PLATTSBURGH — The Manufacturing sector is increasingly becoming the future of Plattsburgh’s economy.

With 8.4 percent of jobs and 777 individuals employed in manufacturing jobs as of 2017, it’s hard to ignore the possibilities for success and prosperity available to this area, according to President and CEO of the North Country Chamber of Commerce Garry Douglas.

“Never waste a failure. They are always a good opportunity to grow and learn,” Douglas said.

The failure, of course, being the closure of Plattsburgh Air Force Base in 1995, gave Plattsburgh an opportunity to “redefine the economy of the region.”

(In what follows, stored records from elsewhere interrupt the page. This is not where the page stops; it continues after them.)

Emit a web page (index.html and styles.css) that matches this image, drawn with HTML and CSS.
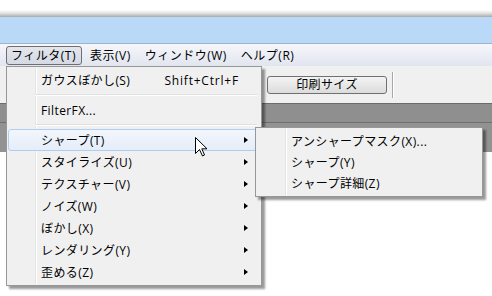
FILE: index.html
```html
<!doctype html>
<html lang="ja">
<head>
    <meta charset="UTF-8">
    <title>フィルタ メニュー</title>
    <link rel="stylesheet" href="styles.css">
</head>
<body>
<div class="screen">
    <div class="shade"></div>
    <div class="titlebar"></div>
    <div class="menubar">
        <span class="mb-item active">フィルタ(T)</span>
        <span class="mb-item">表示(V)</span>
        <span class="mb-item">ウィンドウ(W)</span>
        <span class="mb-item">ヘルプ(R)</span>
    </div>
    <div class="toolbar">
        <div class="tb-btn">印刷サイズ</div>
        <span class="tb-sep"></span>
    </div>
    <div class="ruler"></div>
    <div class="canvas"></div>

    <!-- フィルタ メニュー -->
    <div class="menu main-menu">
        <div class="mi"><span class="label">ガウスぼかし(S)</span><span class="key">Shift+Ctrl+F</span><span class="arrow none"></span></div>
        <div class="sep"></div>
        <div class="mi"><span class="label">FilterFX...</span></div>
        <div class="sep"></div>
        <div class="mi hover"><span class="label">シャープ(T)</span><span class="arrow"></span></div>
        <div class="mi"><span class="label">スタイライズ(U)</span><span class="arrow"></span></div>
        <div class="mi"><span class="label">テクスチャー(V)</span><span class="arrow"></span></div>
        <div class="mi"><span class="label">ノイズ(W)</span><span class="arrow"></span></div>
        <div class="mi"><span class="label">ぼかし(X)</span><span class="arrow"></span></div>
        <div class="mi"><span class="label">レンダリング(Y)</span><span class="arrow"></span></div>
        <div class="mi"><span class="label">歪める(Z)</span><span class="arrow"></span></div>
    </div>

    <!-- シャープ サブメニュー -->
    <div class="menu sub-menu">
        <div class="mi"><span class="label">アンシャープマスク(X)...</span></div>
        <div class="mi"><span class="label">シャープ(Y)</span></div>
        <div class="mi"><span class="label">シャープ詳細(Z)</span></div>
    </div>

    <svg class="cursor" width="13" height="20" viewBox="0 0 13 20">
        <path d="M0.5 0.5 L0.5 16.5 L4.5 12.5 L7.5 19 L9.5 18 L6.8 11.8 L12 11.8 Z" fill="#fff" stroke="#000" stroke-width="1" stroke-linejoin="round"/>
    </svg>
</div>
</body>
</html>
```

FILE: styles.css
```css
*{
    box-sizing: border-box;
}
body{
    margin: 0;
    background: #fff;
    font-family: "Open Sans", "Noto Sans CJK JP", sans-serif;
    font-size: 12px;
    color: #000;
}
.screen{
    position: relative;
    width: 492px;
    height: 296px;
    overflow: hidden;
}
.shade{
    height: 17px;
    background: linear-gradient(#fff 0, #fff 10px, #e4e4e4 13px, #a9a9a9 17px);
}
.titlebar{
    height: 27px;
    background: #bad9f9;
    border-bottom: 1px solid #9fb3c9;
}
.menubar{
    display: flex;
    height: 22px;
    padding: 2px 0 0 6px;
    gap: 2px;
    letter-spacing: 0.5px;
    background: linear-gradient(#f6f7fb, #e1e5ef);
}
.mb-item{
    height: 19px;
    line-height: 17px;
    padding: 0 5px 0 4px;
    border: 1px solid transparent;
    white-space: nowrap;
}
.mb-item + .mb-item{
    margin-left: 1px;
}
.mb-item.active{
    border-color: #6d6f75;
    border-radius: 3px;
    background: linear-gradient(#e4e6ec, #d5d9e3);
}
.toolbar{
    display: flex;
    align-items: center;
    gap: 5px;
    height: 37px;
    padding-left: 267px;
    background: #f0f0f0;
}
.tb-btn{
    width: 120px;
    height: 18px;
    line-height: 16px;
    text-align: center;
    letter-spacing: 0.4px;
    border: 1px solid #707070;
    border-radius: 3px;
    background: linear-gradient(#f4f4f4, #dcdcdc);
    margin-top: 1px;
}
.tb-sep{
    width: 2px;
    height: 26px;
    border-left: 1px solid #a8a8a8;
    border-right: 1px solid #fff;
}
.ruler{
    height: 49px;
    background: linear-gradient(#6c6c6c 0, #6c6c6c 1px, #8f8f8f 1px, #8f8f8f 19px, #6f6f6f 19px, #6f6f6f 20px, #929292 20px);
}
.canvas{
    height: 144px;
    background: #fff;
}

/* menus */
.menu{
    position: absolute;
    background-color: #f0f0f0;
    border: 1px solid #979797;
    box-shadow: 3px 3px 2px rgba(0, 0, 0, 0.4);
    padding: 2px 2px 2px 1px;
    letter-spacing: 0.4px;
}
.main-menu{
    left: 6px;
    top: 66px;
    width: 256px;
    height: 220px;
    background-image: linear-gradient(to right, transparent 28px, #e2e3e3 28px, #e2e3e3 29px, #fff 29px, #fff 30px, transparent 30px);
}
.sub-menu{
    left: 255px;
    top: 127px;
    width: 228px;
    height: 70px;
    padding-bottom: 3px;
    background-image: linear-gradient(to right, transparent 29px, #e2e3e3 29px, #e2e3e3 30px, #fff 30px, #fff 31px, transparent 31px);
}
.mi{
    display: flex;
    align-items: center;
    height: 22px;
    padding-left: 32px;
    border: 1px solid transparent;
    border-radius: 3px;
    white-space: nowrap;
}
.sub-menu .mi{
    height: 21px;
    padding-left: 33px;
}
.mi.hover{
    border-color: #aecdf3;
    background: linear-gradient(#f3f6fc, #e4edf9);
}
.label{
    flex: 1;
}
.key{
    margin-right: 5px;
    letter-spacing: 0.8px;
}
.arrow{
    width: 14px;
    height: 7px;
    position: relative;
}
.arrow::before{
    content: "";
    position: absolute;
    left: 0;
    top: 0;
    border-left: 4px solid #000;
    border-top: 3.5px solid transparent;
    border-bottom: 3.5px solid transparent;
}
.arrow.none::before{
    display: none;
}
.sep{
    height: 8px;
    margin: 0 2px 0 27px;
    background: linear-gradient(transparent 3px, #e0e0e0 3px, #e0e0e0 4px, #fff 4px, #fff 5px, transparent 5px);
}
.cursor{
    position: absolute;
    left: 195px;
    top: 137px;
}
```
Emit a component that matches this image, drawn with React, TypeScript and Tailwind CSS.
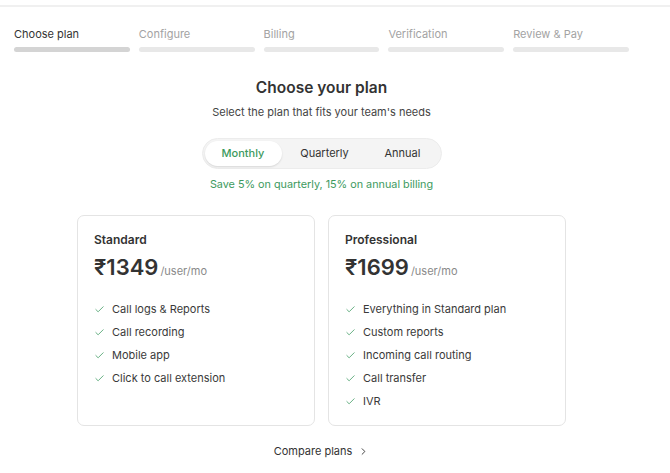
import { Check, ChevronRight } from "lucide-react";

const steps = ["Choose plan", "Configure", "Billing", "Verification", "Review & Pay"];

const plans = [
  {
    name: "Standard",
    price: "₹1349",
    features: ["Call logs & Reports", "Call recording", "Mobile app", "Click to call extension"],
  },
  {
    name: "Professional",
    price: "₹1699",
    features: ["Everything in Standard plan", "Custom reports", "Incoming call routing", "Call transfer", "IVR"],
  },
];

const App = () => {
  return (
    <div className="min-h-[473px] bg-white font-['Inter','Liberation_Sans',sans-serif] text-[#2f2f2f]">
      <div className="pt-[5px]">
        <div className="h-[2px] bg-[#f0f0f0]" />
      </div>
      <div className="w-[643px] px-[14px]">
        <div className="mt-[19px] grid grid-cols-5 gap-[9px]">
          {steps.map((s, i) => (
            <div key={s} className="flex flex-col">
              <span
                className={`text-[11px] leading-[16px] ${i === 0 ? "text-[#333]" : "text-[#a3a3a3]"}`}
              >
                {s}
              </span>
              <div
                className={`mt-[5px] h-[5px] rounded-full ${i === 0 ? "bg-[#d4d4d4]" : "bg-[#e8e8e8]"}`}
              />
            </div>
          ))}
        </div>

        <div className="flex flex-col items-center">
          <h1 className="mt-[25px] text-[15.5px] leading-[22px] font-semibold text-[#333]">Choose your plan</h1>
          <p className="mt-[3px] text-[11px] leading-[20px] text-[#444]">Select the plan that fits your team's needs</p>

          <div className="mt-[16px] flex h-[31px] w-[240px] items-center rounded-full border border-[#ececec] bg-[#f4f4f4] p-[2px]">
            <button className="h-full w-[77px] rounded-full bg-white text-[11px] font-medium text-[#3d9a5e] shadow-[0_1px_2px_rgba(0,0,0,0.12)]">
              Monthly
            </button>
            <button className="h-full w-[86px] text-[11px] text-[#333]">Quarterly</button>
            <button className="h-full w-[70px] text-[11px] text-[#333]">Annual</button>
          </div>

          <p className="mt-[8px] text-[10.8px] leading-[16px] text-[#3d9a5e]">
            Save 5% on quarterly, 15% on annual billing
          </p>

          <div className="mt-[22px] flex gap-[13px]">
            {plans.map((p) => (
              <div
                key={p.name}
                className="h-[211px] w-[238px] rounded-[7px] border border-[#e4e4e4] bg-white px-[16px] pt-[15px]"
              >
                <div className="text-[12px] leading-[18px] font-semibold text-[#333]">{p.name}</div>
                <div className="mt-[3px] flex items-baseline">
                  <span className="text-[22px] leading-[30px] font-semibold text-[#333]">{p.price}</span>
                  <span className="ml-[2px] text-[11px] text-[#8a8a8a]">/user/mo</span>
                </div>
                <ul className="mt-[16px] flex flex-col">
                  {p.features.map((f) => (
                    <li key={f} className="flex h-[23px] items-center gap-[7px] text-[11px] text-[#3a3a3a]">
                      <Check size={11} strokeWidth={2} className="text-[#5aa878]" />
                      {f}
                    </li>
                  ))}
                </ul>
              </div>
            ))}
          </div>

          <div className="mt-[17px] flex items-center gap-[6px] text-[11px] text-[#333]">
            Compare plans
            <ChevronRight size={11} strokeWidth={2} />
          </div>
        </div>
      </div>
    </div>
  );
};

export default App;
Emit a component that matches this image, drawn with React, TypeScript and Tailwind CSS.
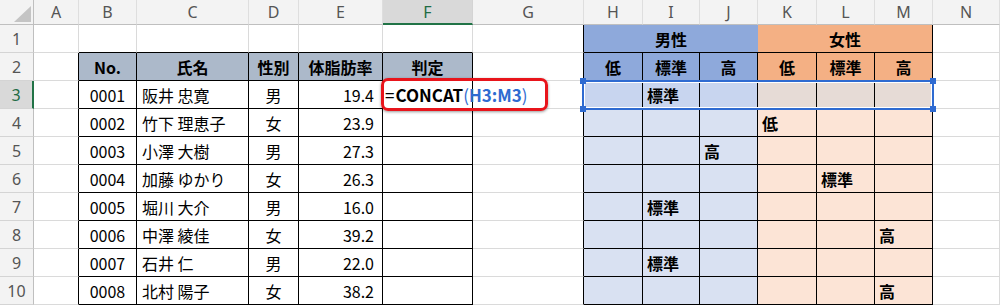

As a U.S. suburb of Montreal and a scenic stop bi-secting the Quebec-New York Corridor, Plattsburgh is viewed by the Chamber as an extension of Canada’s economy, and a wonderful spot for Canadian manufacturing companies to set up shop.

The Chamber utilizes “red carpet teams”, or groups of experts assembled to establish a company’s entire subsidiary operation down to navigating insurance and maximizing profits.

“We’ve made ourselves the most attractive place to get these services, and we’ve done this with thousands of Quebec companies over the years,” Douglas said.

Douglas’ views about the future of manufacturing in Plattsburgh are positive, but met with some resignation. With the recent closing of Intrapac Plastics and numerous small businesses throughout Plattsburgh, locals have become skeptical of how effective pumping money into the manufacturing base would be.

The Chamber plans to use $43 million provided by New York State to vamp up the Aerospace and Transportation cluster labeled as “Montreal’s US Airport and Aerospace Park” that would be located in the unutilized location of the old PAFB flight line.

This would include 11 projects with focus on “an international cargo facility, the rehabilitation of hangars, and new and rehabilitated industrial space with flight line access.”

An additional $125 million will be pumped into the fruition of a 20-year vision of a “synergistic, three-pronged cluster including rail, road and aerospace,” which will utilize the space of Bombardier, Nova Bus and Prevost production facilities.

“Manufacturing is the thing everyone most wants because it has the greatest multiplier in the region than any other kind of activity in terms of purchase of goods and services and payroll, Douglas said.

“There are some estimates that there is a five-times multiplier that goes with manufacturing, which is more than you get out of other sectors.”

Sure, all of this sounds appealing to companies wishing to venture into the North Country for their latest business project, but how is manufacturing made appealing to the most important aspect of the industry: the workers?

“Manufacturing is not like it was in the old days,” Douglas said. “It’s not banging iron in a forge anymore.”

In fact, organizations such as Champlain Valley Technical and ETS Employment Agencies are trying to make careers in manufacturing more alluring as well as accessible.

The goal is to broaden the manufacturing workforce by getting more women involved and expanding the type of employees hired.

According to Douglas, a job in manufacturing may not mean back breaking physical labor. It could be engineering or more technical-based.

The recently enacted MHAB project also seeks to widen the amount of workers employed in manufacturing by mandating companies hire rehabilitated individuals with prior criminal records or substance abuse issues.

“We haven’t lost our manufacturing base. It’s changed, things have left but new things have come,” Douglas said.

“We have this dynamic that we can grow our manufacturing base, we’re going to build a future based on manufacturing.”